*WHAT YOU WILL DO:* Look for "styles" in the listing below. Gather each line that contains it.

*DATA PROVIDED:*
========================

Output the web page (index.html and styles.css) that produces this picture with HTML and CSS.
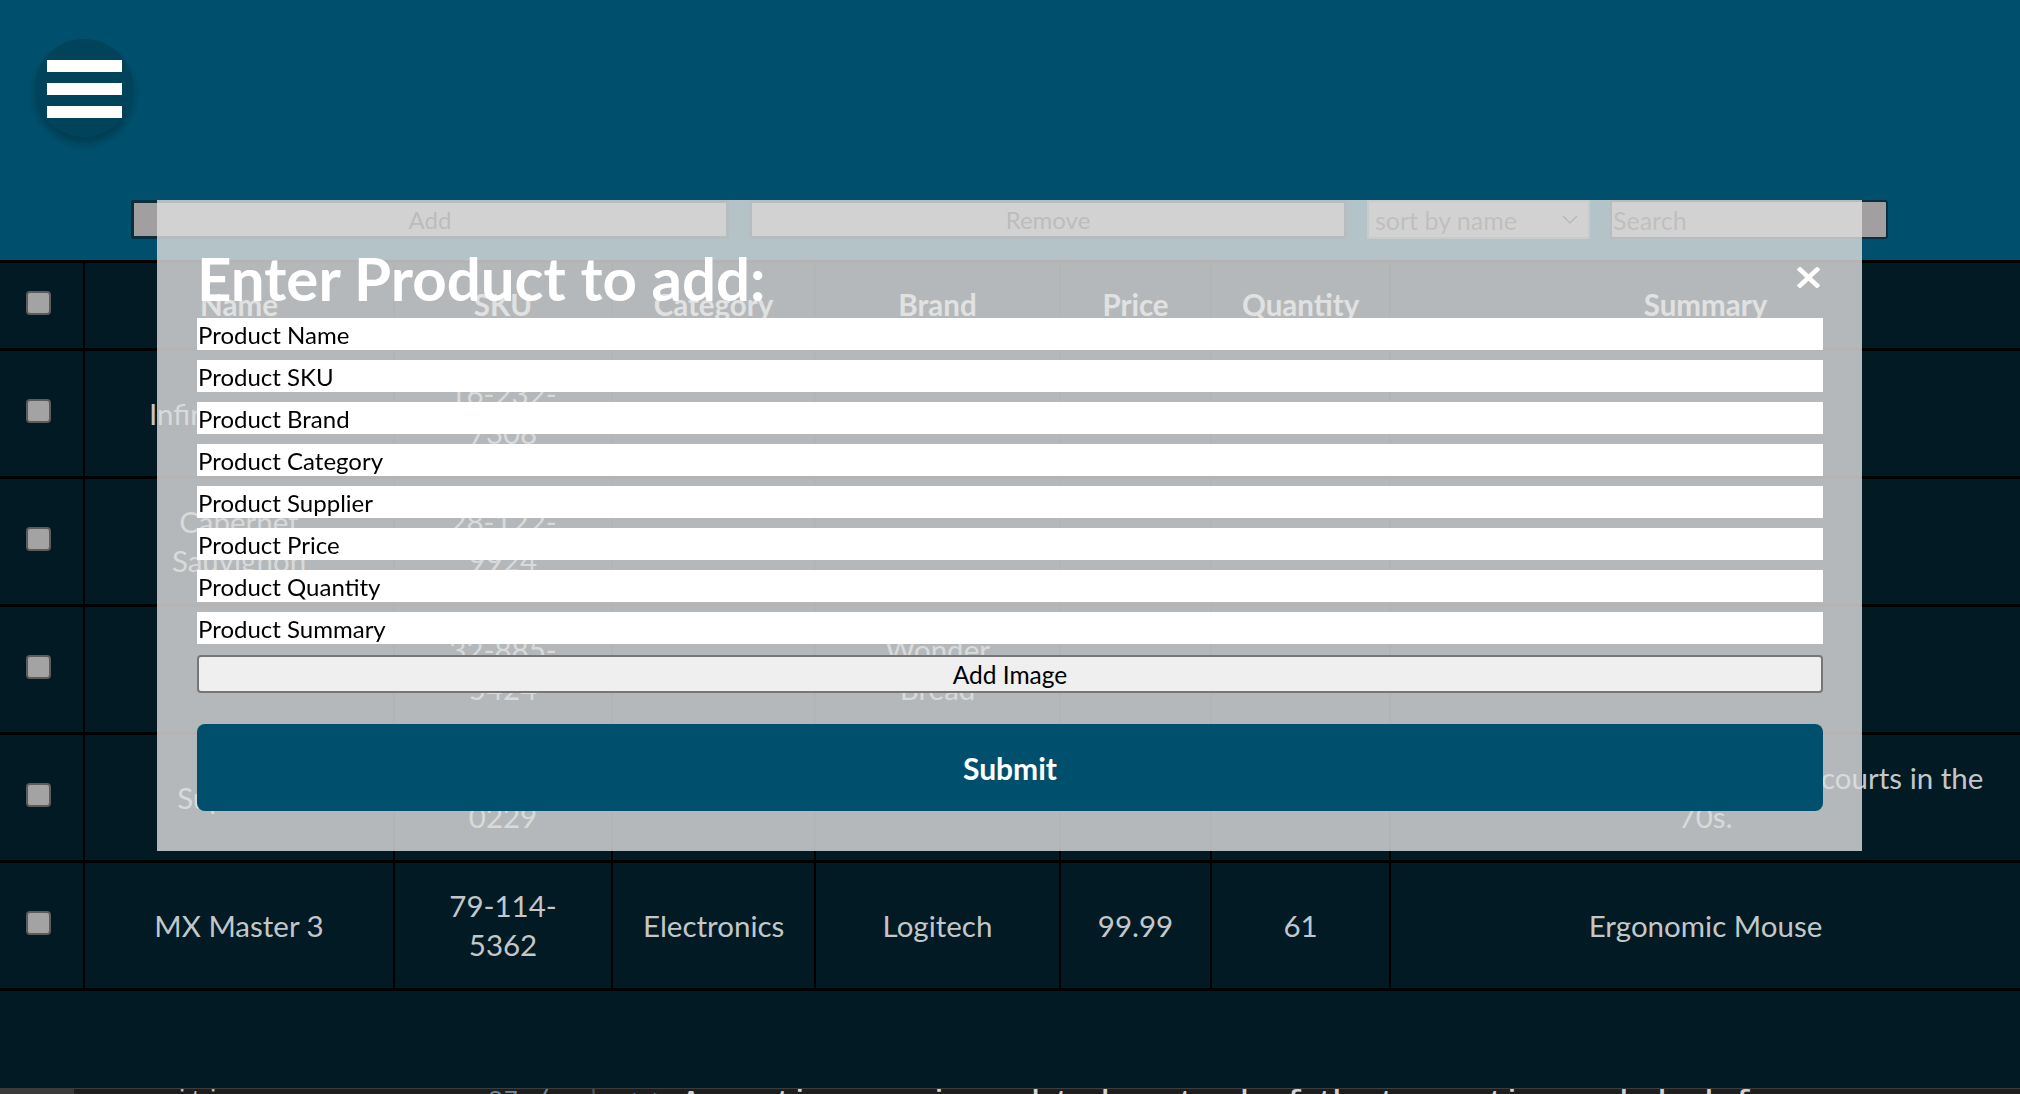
FILE: index.html
```html
<!DOCTYPE html>
<html lang="en">
<head>
<meta charset="utf-8">
<title>Inventory</title>
<link rel="stylesheet" href="styles.css">
</head>
<body>
<header class="topbar">
  <button class="menu-btn" aria-label="Menu">
    <span class="bar"></span><span class="bar"></span><span class="bar"></span>
  </button>
  <div class="toolbar">
    <button class="tool-btn">Add</button>
    <button class="tool-btn">Remove</button>
    <div class="select">
      <span class="select-label">sort by name</span>
      <svg class="chev" viewBox="0 0 16 10" width="16" height="10"><path d="M1 1 L8 8 L15 1" fill="none" stroke="#1c1c1c" stroke-width="1.5"/></svg>
    </div>
    <input class="search" type="text" placeholder="Search">
  </div>
</header>

<main>
  <table class="grid">
    <colgroup>
      <col class="c-check"><col class="c-name"><col class="c-sku"><col class="c-cat"><col class="c-brand"><col class="c-price"><col class="c-qty"><col class="c-sum">
    </colgroup>
    <thead>
      <tr><th class="chk"><span class="check"></span></th><th>Name</th><th>SKU</th><th>Category</th><th>Brand</th><th>Price</th><th>Quantity</th><th>Summary</th></tr>
    </thead>
    <tbody>
      <tr><td class="chk"><span class="check"></span></td><td>Infinity Mirror</td><td>16-232-7308</td><td>Decor</td><td>Umbra</td><td>89.99</td><td>12</td><td>LED mirror</td></tr>
      <tr><td class="chk"><span class="check"></span></td><td>Cabernet Sauvignon</td><td>28-122-9924</td><td>Wine</td><td>Caymus</td><td>54.99</td><td>40</td><td>Red wine</td></tr>
      <tr><td class="chk"><span class="check"></span></td><td>Bread</td><td>32-885-5424</td><td>Bakery</td><td>Wonder Bread</td><td>3.49</td><td>88</td><td>White bread</td></tr>
      <tr><td class="chk"><span class="check"></span></td><td>Superstar</td><td>81-406-0229</td><td>Shoes</td><td>Adidas</td><td>79.99</td><td>25</td><td>Classic shell-toe shoe seen on courts in the 70s.</td></tr>
      <tr><td class="chk"><span class="check"></span></td><td>MX Master 3</td><td>79-114-5362</td><td>Electronics</td><td>Logitech</td><td>99.99</td><td>61</td><td>Ergonomic Mouse</td></tr>
    </tbody>
  </table>
</main>

<form class="modal">
  <div class="modal-head">
    <h1 class="modal-title">Enter Product to add:</h1>
    <svg class="close" viewBox="0 0 23 21" width="23" height="21" aria-label="Close"><path d="M3 2.5 L20 18.5 M20 2.5 L3 18.5" stroke="#fff" stroke-width="4.6" stroke-linecap="square"/></svg>
  </div>
  <input class="field" type="text" placeholder="Product Name">
  <input class="field" type="text" placeholder="Product SKU">
  <input class="field" type="text" placeholder="Product Brand">
  <input class="field" type="text" placeholder="Product Category">
  <input class="field" type="text" placeholder="Product Supplier">
  <input class="field" type="text" placeholder="Product Price">
  <input class="field" type="text" placeholder="Product Quantity">
  <input class="field" type="text" placeholder="Product Summary">
  <button class="img-btn" type="button">Add Image</button>
  <button class="submit" type="button">Submit</button>
</form>

<div class="editor-strip">
  <span class="strip-tab"></span>
  <span class="strip-icon">&#9650;</span>
  <span class="strip-file">.gitignore</span>
  <span class="strip-num">87 /</span>
  <span class="strip-sep">|</span>
  <span class="strip-code"><span class="strip-tag">&lt;p&gt;</span> Accounting page is used to keep track of the transactions and check for</span>
</div>
</body>
</html>
```

FILE: styles.css
```css
* { box-sizing: border-box; }
html, body { margin: 0; padding: 0; }
body {
  width: 2020px;
  height: 1094px;
  overflow: hidden;
  background: #011a24;
  font-family: Lato, "Open Sans", sans-serif;
}

/* header */
.topbar {
  height: 260px;
  background: #00506d;
  padding: 39px 0 0 35px;
}
.menu-btn {
  width: 98px;
  height: 98px;
  border: 0;
  border-radius: 50%;
  background: #02435c;
  box-shadow: 0 6px 10px rgba(0, 0, 0, 0.28);
  display: flex;
  flex-direction: column;
  align-items: center;
  justify-content: center;
  gap: 11px;
  padding: 2px 0 0 1px;
}
.bar {
  display: block;
  width: 75px;
  height: 12px;
  background: #fff;
}
.toolbar {
  margin: 63px 0 0 96px;
  width: 1757px;
  height: 39px;
  display: flex;
  gap: 20px;
}
.tool-btn {
  flex: 1;
  height: 39px;
  border: 3px solid #0b2e3d;
  border-radius: 2px;
  background: #a19f9f;
  color: #2a2a2a;
  font-family: Lato, sans-serif;
  font-size: 24px;
  padding: 0;
}
.select {
  width: 223px;
  height: 39px;
  border: 2px solid #5f7c88;
  background: #a19f9f;
  display: flex;
  align-items: center;
  justify-content: space-between;
  padding: 0 10px 0 6px;
  color: #3a3a3a;
  font-size: 25px;
}
.search {
  width: 278px;
  height: 39px;
  border: 2px solid #0b2e3d;
  border-radius: 3px;
  background: #a19f9f;
  font-family: Lato, sans-serif;
  font-size: 25px;
  padding: 0 1px;
}
.search::placeholder { color: #3a3a3a; opacity: 1; }

/* table */
.grid {
  width: 2020px;
  border-collapse: collapse;
  table-layout: fixed;
  color: #c3c7c9;
  font-size: 29.5px;
  line-height: 39px;
  text-align: center;
}
.c-check { width: 84px; }
.c-name { width: 310px; }
.c-sku { width: 218px; }
.c-cat { width: 203px; }
.c-brand { width: 245px; }
.c-price { width: 151px; }
.c-qty { width: 179px; }
.c-sum { width: 630px; }
.grid th, .grid td {
  padding: 23px 30px 24px;
  border-bottom: 3px solid #000;
  border-left: 2px solid #000;
  vertical-align: middle;
}
.grid th:first-child, .grid td:first-child { border-left: 0; }
.grid thead th {
  padding-top: 22px;
  border-top: 3px solid #000;
  font-weight: 700;
  color: #eeeeee;
}
.grid .chk {
  text-align: left;
  padding-left: 26px;
  padding-right: 0;
}
.check {
  display: block;
  width: 25px;
  height: 24px;
  margin-top: -4px;
  background: #a3a3a3;
  border: 2px solid #5c5c5c;
  border-radius: 4px;
}

/* modal */
.modal {
  position: fixed;
  top: 200px;
  left: 157px;
  width: 1705px;
  margin: 0;
  padding: 0 39px 40px 40px;
  background: rgba(222, 222, 222, 0.81);
  display: flex;
  flex-direction: column;
  gap: 10px;
}
.modal-head {
  display: flex;
  justify-content: space-between;
  align-items: flex-start;
  padding-top: 48px;
}
.modal-title {
  margin: 0;
  font-size: 60px;
  line-height: 60px;
  font-weight: 700;
  color: #fff;
}
.close {
  margin: 19px 3px 0 0;
  display: block;
}
.field {
  height: 32px;
  border: 0;
  padding: 0 1px;
  background: #fff;
  font-family: Lato, sans-serif;
  font-size: 24px;
  color: #000;
}
.field::placeholder { color: #000; opacity: 1; }
.img-btn {
  margin-top: 1px;
  height: 38px;
  border: 2px solid #767676;
  border-radius: 4px;
  background: #efefef;
  font-family: Lato, sans-serif;
  font-size: 24.5px;
  color: #000;
}
.submit {
  margin-top: 21px;
  height: 87px;
  border: 0;
  border-radius: 8px;
  background: #00506d;
  color: #fff;
  font-family: Lato, sans-serif;
  font-size: 30px;
  font-weight: 700;
}

/* editor window peeking at the bottom edge */
.editor-strip {
  position: fixed;
  left: 0;
  right: 0;
  bottom: 0;
  height: 6px;
  overflow: hidden;
  background: #1e1e1e;
  border-top: 1px solid #3c3c3c;
  display: flex;
  align-items: flex-start;
  font-family: "Liberation Mono", monospace;
  font-size: 25.8px;
  line-height: 25px;
  color: #d4d4d4;
  white-space: nowrap;
}
.strip-tab { width: 74px; height: 6px; background: #3a3a3a; }
.strip-icon { margin-left: 35px; color: #6a6a6a; font-size: 20px; }
.strip-file { margin-left: 22px; color: #bbbbbb; }
.strip-num { margin-left: 190px; color: #6a8aa8; }
.strip-sep { margin-left: 36px; color: #555; }
.strip-code { margin-left: 20px; font-weight: 700; }
.strip-tag { color: #4e7fb8; font-weight: 400; }
```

========================

*RESPONSE TO THIS TASK:*
Output the web page (index.html and styles.css) that produces this picture with HTML and CSS.
<link rel="stylesheet" href="styles.css">
FILE: styles.css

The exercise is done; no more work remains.